Some of you might remember Distributed Computing Environment (DCE), but it’s not clear that some industry pundits or venture capitalists do. Or at least they haven’t internalized a principal reason that DCE is, to put it politely, not prevalent today.
DCE is a set of technologies developed by the Open Software Foundation (now called The Open Group – www.opengroup.org) that lets a computer user employ network-based resources to augment his or her local computer. DCE, quoting from an IBM Corp. Web page, “is a comprehensive suite of integrated, yet modular, products which support transparent file access and secure resource sharing in heterogeneous, networked computing environments.”
I’m sure the Open Group will call this simplistic, but in my mind a major reason that DCE was developed was to share resources, such as disk and processor cycles, over a network because having enough dedicated resources for individuals was too expensive.

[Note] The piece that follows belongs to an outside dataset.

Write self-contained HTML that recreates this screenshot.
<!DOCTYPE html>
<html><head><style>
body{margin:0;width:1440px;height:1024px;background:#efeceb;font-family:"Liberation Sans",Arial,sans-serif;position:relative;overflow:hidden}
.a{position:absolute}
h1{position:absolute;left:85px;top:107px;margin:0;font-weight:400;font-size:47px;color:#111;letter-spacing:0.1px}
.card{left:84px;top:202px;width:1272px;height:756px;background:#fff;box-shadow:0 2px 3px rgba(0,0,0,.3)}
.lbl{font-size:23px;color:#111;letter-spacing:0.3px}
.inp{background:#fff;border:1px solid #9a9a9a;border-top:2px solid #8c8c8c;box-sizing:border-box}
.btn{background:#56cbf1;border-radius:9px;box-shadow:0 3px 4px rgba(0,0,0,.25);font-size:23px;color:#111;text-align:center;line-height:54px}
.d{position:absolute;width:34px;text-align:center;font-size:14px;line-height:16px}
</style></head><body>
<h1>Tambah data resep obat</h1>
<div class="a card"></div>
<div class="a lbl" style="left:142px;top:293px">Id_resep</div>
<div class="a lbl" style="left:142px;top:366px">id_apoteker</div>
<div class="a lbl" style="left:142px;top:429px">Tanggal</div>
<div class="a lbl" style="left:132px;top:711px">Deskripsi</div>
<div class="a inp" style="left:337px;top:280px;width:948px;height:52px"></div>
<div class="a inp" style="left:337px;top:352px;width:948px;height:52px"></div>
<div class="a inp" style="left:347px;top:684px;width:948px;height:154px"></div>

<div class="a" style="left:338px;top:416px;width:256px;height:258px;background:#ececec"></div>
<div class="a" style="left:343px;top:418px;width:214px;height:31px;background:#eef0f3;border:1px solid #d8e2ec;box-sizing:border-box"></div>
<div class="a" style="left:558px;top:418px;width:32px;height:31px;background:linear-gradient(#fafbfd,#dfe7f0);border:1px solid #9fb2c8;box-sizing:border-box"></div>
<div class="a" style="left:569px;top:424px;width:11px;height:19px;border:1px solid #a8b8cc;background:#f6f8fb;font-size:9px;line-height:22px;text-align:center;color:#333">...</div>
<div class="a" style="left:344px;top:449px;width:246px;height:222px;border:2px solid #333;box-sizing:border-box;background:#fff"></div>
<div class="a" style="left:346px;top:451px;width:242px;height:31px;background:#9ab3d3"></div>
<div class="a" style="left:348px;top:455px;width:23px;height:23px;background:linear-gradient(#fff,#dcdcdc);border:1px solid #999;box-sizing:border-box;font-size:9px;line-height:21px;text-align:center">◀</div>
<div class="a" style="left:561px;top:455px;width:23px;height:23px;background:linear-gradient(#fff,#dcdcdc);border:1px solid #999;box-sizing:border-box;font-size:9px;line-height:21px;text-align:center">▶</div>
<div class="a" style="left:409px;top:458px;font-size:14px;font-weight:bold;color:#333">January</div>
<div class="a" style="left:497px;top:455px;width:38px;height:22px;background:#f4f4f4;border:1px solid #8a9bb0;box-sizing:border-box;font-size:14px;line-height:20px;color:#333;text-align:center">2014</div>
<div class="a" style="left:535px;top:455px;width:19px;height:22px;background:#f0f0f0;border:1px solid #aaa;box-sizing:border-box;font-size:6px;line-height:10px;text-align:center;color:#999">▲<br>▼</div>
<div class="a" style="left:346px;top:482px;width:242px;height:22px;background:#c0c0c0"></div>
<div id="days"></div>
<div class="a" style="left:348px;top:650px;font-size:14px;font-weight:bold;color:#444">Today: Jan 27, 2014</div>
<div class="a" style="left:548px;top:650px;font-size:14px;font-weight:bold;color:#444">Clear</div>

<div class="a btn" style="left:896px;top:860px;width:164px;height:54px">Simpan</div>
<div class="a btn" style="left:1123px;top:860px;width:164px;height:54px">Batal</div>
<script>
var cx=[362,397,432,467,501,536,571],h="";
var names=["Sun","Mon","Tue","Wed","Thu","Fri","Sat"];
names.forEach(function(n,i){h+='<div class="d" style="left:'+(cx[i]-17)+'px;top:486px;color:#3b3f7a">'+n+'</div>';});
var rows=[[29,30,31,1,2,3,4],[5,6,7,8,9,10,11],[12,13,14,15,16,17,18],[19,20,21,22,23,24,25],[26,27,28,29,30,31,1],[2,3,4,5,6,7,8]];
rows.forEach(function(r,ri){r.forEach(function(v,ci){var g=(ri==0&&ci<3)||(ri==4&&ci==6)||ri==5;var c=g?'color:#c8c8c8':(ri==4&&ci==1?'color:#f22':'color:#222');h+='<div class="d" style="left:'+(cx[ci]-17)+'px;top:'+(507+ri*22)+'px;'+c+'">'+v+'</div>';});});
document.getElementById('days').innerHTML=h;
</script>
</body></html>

With DCE, the user can access databases without needing to have a local copy and can get heavy-duty processing done without as powerful a computer on his or her desk.
But the DCE proponents did not take into account the continued development of technology. Before the DCE specifications could be fully developed, disk and computer technology developed enough to negate much of the assumed advantages of using DCE. DCE was based on the assumption that the cost of managing the use of distributed resources would remain less than the cost of replicating them. This assumption did not prove to be long-lived.

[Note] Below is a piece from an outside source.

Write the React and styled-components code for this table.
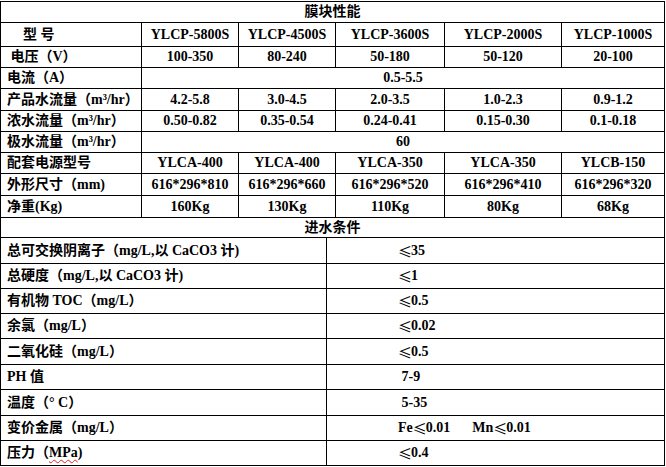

There just may be a lesson in the history of DCE for those who are considering investing in peer-to-peer networking, storage as a service offering or maybe even VPNs.
I am leaving out a number of other arguments that were made in the case of DCE – single sign-on, centralized back-up, centralized authorization management and more. Some of these arguments are now made for the newer technologies – they may prove to be as non-decisive as they were for DCE. I am also leaving out the ego factor that leads network managers to think that they should control everything that connects to their networks. That factor is harder to analyze – some of the egos are rather strong.

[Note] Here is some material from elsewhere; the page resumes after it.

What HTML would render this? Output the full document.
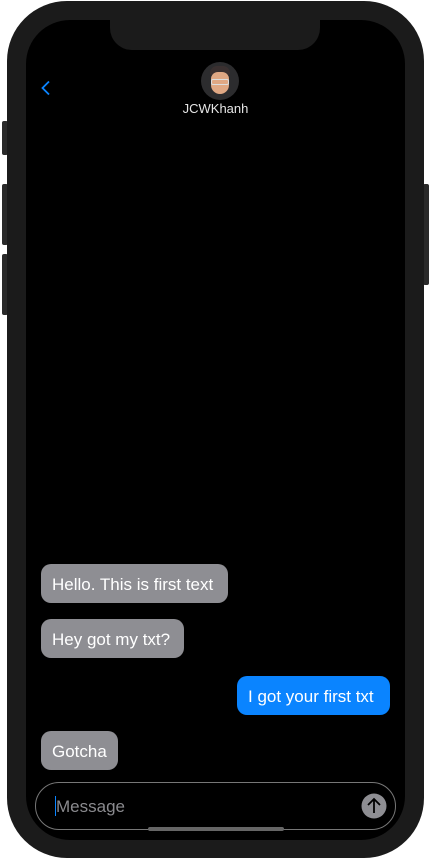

An undercurrent of Clayton Christensen’s book, The Innovator’s Dilemma, is that it is quite hard for people to take into account the fact that technology does not stand still when evaluating their options. It is much too easy to see what you can buy today and assume that it represents what will be available in the future. An example of this may be the pundits that dismiss using the best-effort Internet for telephony – all they can see is that it would not work well enough for them today. They forget that using today as a guide led to DCE’s development.